Другая картинка, ранние 1970-е, у Люси и АД: маленькая компания, пьем чай. Кто-то просит Александра Галича спеть, он легко соглашается. «Саша, давай на кухне, там уютнее», говорит Люся. У Галича гитары с собой нет, но гитара есть у соседей Сахаровых. И тут я узнаю, что великий бард Галич не может сам себе настроить гитару. Вспоминают про меня, и в моем послужном списке появляется завидная строка — я настраивал гитару самому Галичу. В небольшой кухне десяток человек размещается с трудом. Да кому это важно — Галич поет. «Облака плывут, облака…» Память о таких посиделках на кухне у Сахаровых наплывает пластами. А как нежеланный побочный эффект — мне трудно слушать песни Галича и Окуджавы в неавторском исполнении.
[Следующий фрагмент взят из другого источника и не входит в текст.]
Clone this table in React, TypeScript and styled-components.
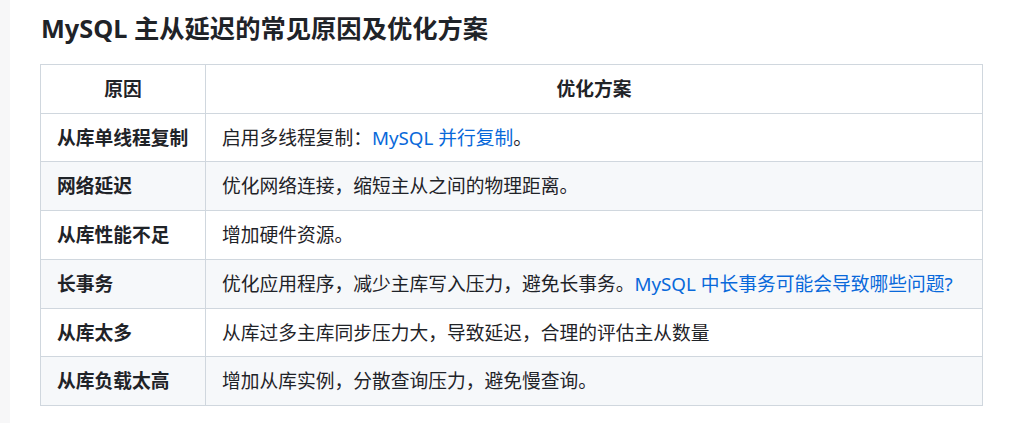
import styled, { createGlobalStyle } from 'styled-components';

const GlobalStyle = createGlobalStyle`
  body {
    margin: 0;
    background: #ffffff;
    font-family: "Noto Sans", "Noto Sans CJK SC", sans-serif;
    color: #1f2328;
  }
`;

const Page = styled.div`
  display: flex;
  min-height: 423px;
`;

const SideStrip = styled.div`
  width: 10px;
  flex-shrink: 0;
  background: #f7f7f8;
`;

const Content = styled.div`
  padding: 11px 0 0 30px;
  width: 943px;
`;

const Title = styled.h2`
  margin: 0 0 19px 1px;
  font-size: 25.3px;
  line-height: 34px;
  font-weight: 700;
  color: #1f2328;
`;

const Table = styled.table`
  width: 943px;
  border-collapse: collapse;
  font-size: 18.75px;
  line-height: 23.7px;
`;

const HeadCell = styled.th<{ $w?: number }>`
  box-sizing: border-box;
  border: 1px solid #d0d7de;
  padding: 12px 16px;
  font-weight: 700;
  text-align: center;
  width: ${p => (p.$w ? `${p.$w}px` : 'auto')};
`;

const Row = styled.tr<{ $alt: boolean }>`
  background: ${p => (p.$alt ? '#f6f8fa' : '#ffffff')};
`;

const Cell = styled.td<{ $bold?: boolean }>`
  border: 1px solid #d0d7de;
  padding: 12px 16px;
  font-weight: ${p => (p.$bold ? 700 : 400)};
  color: #1f2328;
  white-space: nowrap;
`;

const Link = styled.a`
  color: #0969da;
  text-decoration: none;
`;

const rows: { cause: string; fix: React.ReactNode }[] = [
  { cause: '从库单线程复制', fix: <>启用多线程复制：<Link href="#">MySQL 并行复制</Link>。</> },
  { cause: '网络延迟', fix: '优化网络连接，缩短主从之间的物理距离。' },
  { cause: '从库性能不足', fix: '增加硬件资源。' },
  { cause: '长事务', fix: <>优化应用程序，减少主库写入压力，避免长事务。<Link href="#">MySQL 中长事务可能会导致哪些问题?</Link></> },
  { cause: '从库太多', fix: '从库过多主库同步压力大，导致延迟，合理的评估主从数量' },
  { cause: '从库负载太高', fix: '增加从库实例，分散查询压力，避免慢查询。' },
];

export default function App() {
  return (
    <Page>
      <GlobalStyle />
      <SideStrip />
      <Content>
        <Title>MySQL 主从延迟的常见原因及优化方案</Title>
        <Table>
          <thead>
            <tr>
              <HeadCell $w={165}>原因</HeadCell>
              <HeadCell>优化方案</HeadCell>
            </tr>
          </thead>
          <tbody>
            {rows.map((r, i) => (
              <Row key={r.cause} $alt={i % 2 === 1}>
                <Cell $bold>{r.cause}</Cell>
                <Cell>{r.fix}</Cell>
              </Row>
            ))}
          </tbody>
        </Table>
      </Content>
    </Page>
  );
}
С внучкой Аней Янкелевич и Андреем Малишевским, июнь 1987, Шереметьево.


Порой я пытался записывать такие вечера на магнитофон, который сам собрал из случайных частей. В фанерном ящике, он походил на походный ящик столяра. Магнитофон фонил, скрипела бобина ленты, качество записи было плохое, но если слушатель знал песню и слушал внимательно, вполне сходило. Аналогичное качество было у телевизора, который я собрал из двух умерших от древности аппаратов. Один из них пожертвовал Андрей Малишевский. Я упоминаю это здесь потому, что подобные подвиги давали мне надежду — на Западе мы авось не пропадем; в случае чего я могу работать в мастерской по ремонту холодильников или телевизоров. О жизни на Западе мы практически ничего не знали; о Чикаго, куда нас сначала привезли, я помнил только, что там были мафия и скотобойни. Зато из советских газет мы знали, что в США большая безработица. Времена, когда в крайнем случае любой с высшим образованием мог стать программистом, еще не пришли. Уезжая в эмиграцию, я не очень рассчитывал на работу инженера, тем более ученого. Такой настрой помогал — любое предложение о работе виделось как немыслимое счастье.